She began attending the meetings of a New York-based enterprise for women called Ellevate Network, a side venture of Ellevest, a digital investment platform geared toward women, co-founded by Sallie Lee Krawcheck. It’s where, she says, that she met our mutual friend, Claire Marin, who came to a meeting to share her products and the story of building her business. McInerney wrote an article about her, telling me “I will buy and sell a product made by a woman to support that woman – I met Claire, I liked her product, but I also believed in her and what she’s doing.”
McInerney has had a busy spring; in April she set off on a fundraising trek to Baffin Island, a remote wilderness way up north in Canada that sits on the cusp of the Arctic Circle. It is a terrain for intrepid travelers. What sold McInerney on the grueling journey was really the opportunity to join and bond with a band of 16 other fearless females – ranging from women entrepreneurs and executives to members of the military.
In addition, through the successful completion of the expedition, the group raised funds for a foundation called True Patriot Love (TPL), a Canada not-for-profit that provides relief and services to military veterans and their families.
This was, according to McInerney, the first-ever all-women expedition established to target programs specifically geared for women veterans getting back into civilian life. It was also a chance for McInerney to do something completely out of her comfort zone. “It became less about me and more about doing something for those who sacrifice their lives,” she says.

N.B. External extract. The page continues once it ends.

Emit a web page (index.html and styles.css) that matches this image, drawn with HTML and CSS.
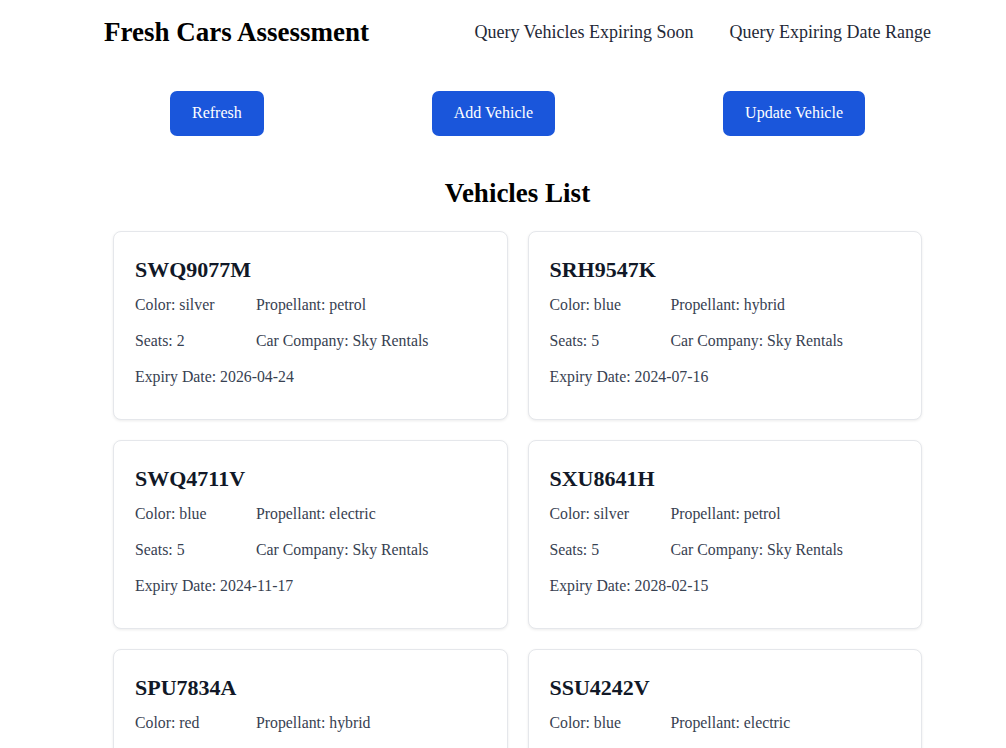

Each participant had to commit to raising $50,000 for the organization, and paid for their own supplies and the $15,000 cost of the trip itself. “I understand what a massive gift and luxury it was (to participate in the trek). I was going for all the people that couldn’t have this experience, to share what I saw and how nature can heal all of us.”
Together with corporate sponsorships, she says that the group was on track to raise upwards of $800,000.
“The experience itself,” she says, “changed me in a way that is hard to even put into words – the landscape of our north, the awe-inspiring mountains and the untouched, natural world up there.”
In June, she says, she would be heading up to Canada to attend the Women Deliver 2019 Conference in Vancouver – the world’s largest conference on gender equality and the health, rights and well-being of girls and women. She was looking forward to the opportunity to network and learn about opportunities to help elevate women and invest in them financially.
“When I go, I will, for the first time, meet a woman I have been in touch with, who started an all-girls school in rural China,” she says. “I hope to see how they are doing and find out how I can be of help.”
McInerney mentioned that she had the pleasure of meeting Doe Thornburg, the founder of IWA, International Women Associates, also during her time in Chicago. Well into her 90s when the two met, Thornburg subsequently passed away at the age of 96 in 2018. On the organization’s website, her obituary stated, “Her vision was one of world unity in the face of cultural, political and social conflict. She believed that bringing women of diverse backgrounds together created opportunities for understanding and appreciating what makes us world citizens. (IWA’s) quest to put global understanding into action is inspired by Doe’s mantra, ‘to see the sacred in everyone.’”
McInerney says that through IWA she met women from each decade of life, all of whom “had something really cool to share.” She decided then, she says, that the 50s are the time to “do it.” From what I’ve seen of McInerney, she is on course to be a formidable champion in her own right, whose passion and commitment are propelling this rising star upward.
For more, womanscape.com.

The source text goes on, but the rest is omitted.